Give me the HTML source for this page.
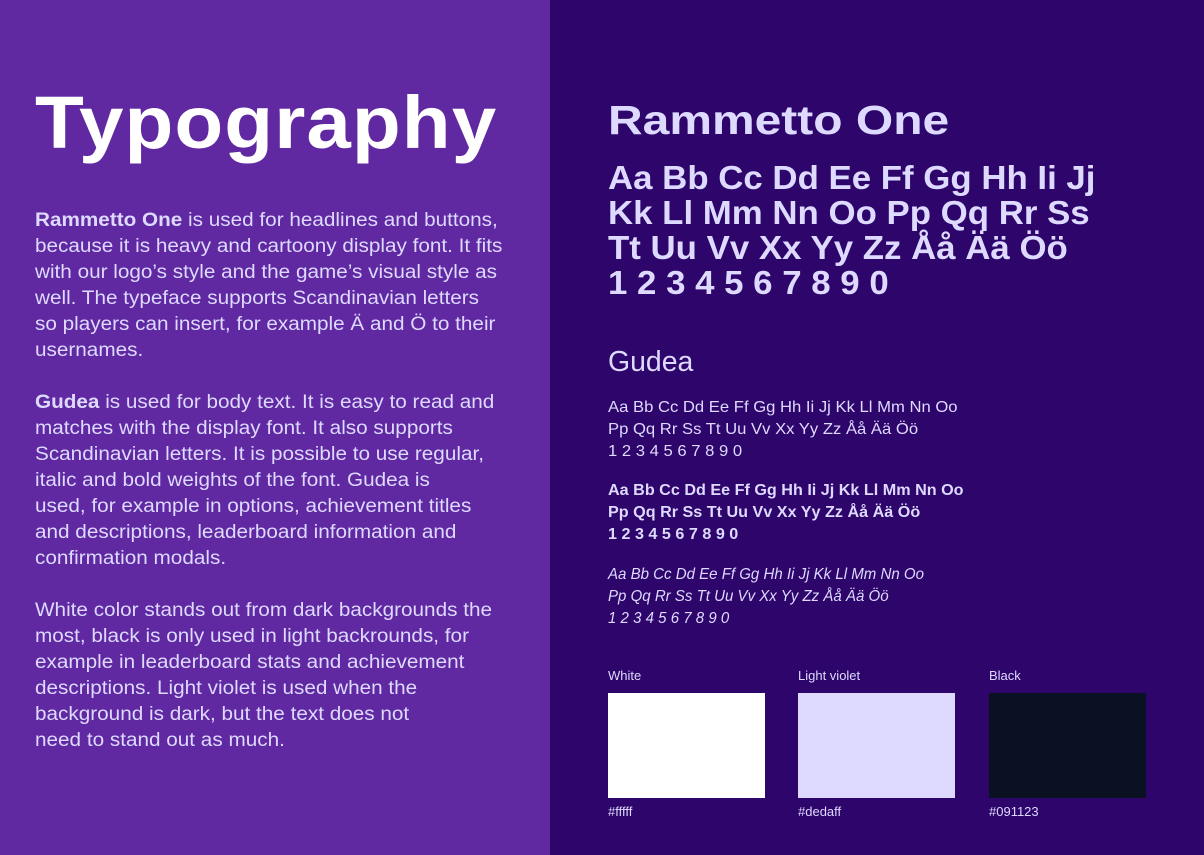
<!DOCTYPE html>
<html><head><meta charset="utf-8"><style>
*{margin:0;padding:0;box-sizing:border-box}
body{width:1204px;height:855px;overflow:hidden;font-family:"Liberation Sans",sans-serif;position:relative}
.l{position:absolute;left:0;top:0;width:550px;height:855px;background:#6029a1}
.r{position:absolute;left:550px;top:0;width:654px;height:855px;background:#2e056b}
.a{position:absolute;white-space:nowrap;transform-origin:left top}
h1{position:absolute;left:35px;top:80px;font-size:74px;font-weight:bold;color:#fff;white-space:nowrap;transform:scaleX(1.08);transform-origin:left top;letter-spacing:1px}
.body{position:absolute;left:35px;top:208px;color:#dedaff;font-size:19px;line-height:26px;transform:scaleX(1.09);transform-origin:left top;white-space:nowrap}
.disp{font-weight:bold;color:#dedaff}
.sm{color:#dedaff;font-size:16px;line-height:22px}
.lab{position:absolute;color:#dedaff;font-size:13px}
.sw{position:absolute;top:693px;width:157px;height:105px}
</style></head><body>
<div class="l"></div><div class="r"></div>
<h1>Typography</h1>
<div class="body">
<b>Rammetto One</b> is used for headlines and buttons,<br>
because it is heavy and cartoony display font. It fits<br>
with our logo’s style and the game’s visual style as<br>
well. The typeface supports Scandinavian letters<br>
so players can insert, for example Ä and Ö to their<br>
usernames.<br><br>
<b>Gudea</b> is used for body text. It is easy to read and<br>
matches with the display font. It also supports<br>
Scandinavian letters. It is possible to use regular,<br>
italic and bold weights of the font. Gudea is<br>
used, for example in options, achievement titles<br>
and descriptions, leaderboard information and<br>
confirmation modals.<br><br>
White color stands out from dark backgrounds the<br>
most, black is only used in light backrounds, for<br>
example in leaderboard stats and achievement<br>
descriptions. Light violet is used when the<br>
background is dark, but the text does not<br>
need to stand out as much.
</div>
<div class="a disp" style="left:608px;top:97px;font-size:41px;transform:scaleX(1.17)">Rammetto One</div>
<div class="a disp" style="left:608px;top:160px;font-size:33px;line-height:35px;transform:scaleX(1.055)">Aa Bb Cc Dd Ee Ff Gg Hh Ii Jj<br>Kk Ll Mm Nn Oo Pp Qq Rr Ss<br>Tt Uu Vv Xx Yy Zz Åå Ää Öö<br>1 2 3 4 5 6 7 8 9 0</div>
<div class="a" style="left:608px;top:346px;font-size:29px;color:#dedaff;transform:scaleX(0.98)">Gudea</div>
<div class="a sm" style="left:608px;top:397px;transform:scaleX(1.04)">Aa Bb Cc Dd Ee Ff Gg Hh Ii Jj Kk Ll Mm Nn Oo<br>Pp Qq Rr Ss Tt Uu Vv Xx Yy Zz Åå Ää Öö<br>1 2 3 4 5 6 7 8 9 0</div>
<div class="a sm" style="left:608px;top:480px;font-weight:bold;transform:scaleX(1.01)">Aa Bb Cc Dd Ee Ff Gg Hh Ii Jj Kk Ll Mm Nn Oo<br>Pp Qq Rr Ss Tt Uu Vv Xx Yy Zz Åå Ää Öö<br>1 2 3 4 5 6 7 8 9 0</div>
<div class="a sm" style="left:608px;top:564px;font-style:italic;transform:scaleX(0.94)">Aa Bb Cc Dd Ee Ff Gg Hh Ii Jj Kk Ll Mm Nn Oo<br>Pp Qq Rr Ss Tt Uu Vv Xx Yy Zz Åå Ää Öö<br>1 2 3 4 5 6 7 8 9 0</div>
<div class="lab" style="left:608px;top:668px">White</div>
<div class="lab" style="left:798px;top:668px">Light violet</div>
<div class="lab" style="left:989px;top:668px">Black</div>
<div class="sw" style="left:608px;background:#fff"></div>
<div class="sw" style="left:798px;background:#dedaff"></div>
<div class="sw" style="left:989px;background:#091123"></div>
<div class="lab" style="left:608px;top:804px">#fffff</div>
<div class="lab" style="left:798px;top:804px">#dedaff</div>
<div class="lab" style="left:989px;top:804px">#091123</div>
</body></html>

━━━━━━━━

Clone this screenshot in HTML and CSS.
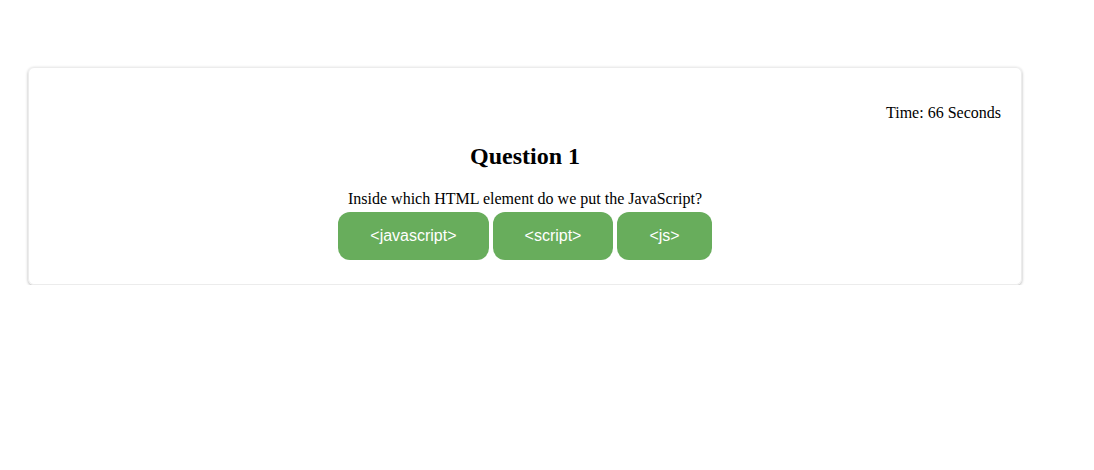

━━━━━━━━

_Set problem_
Show every line in the records above that contains the word "this".

_Answer to the problem_
Give me the HTML source for this page.
Clone this screenshot in HTML and CSS.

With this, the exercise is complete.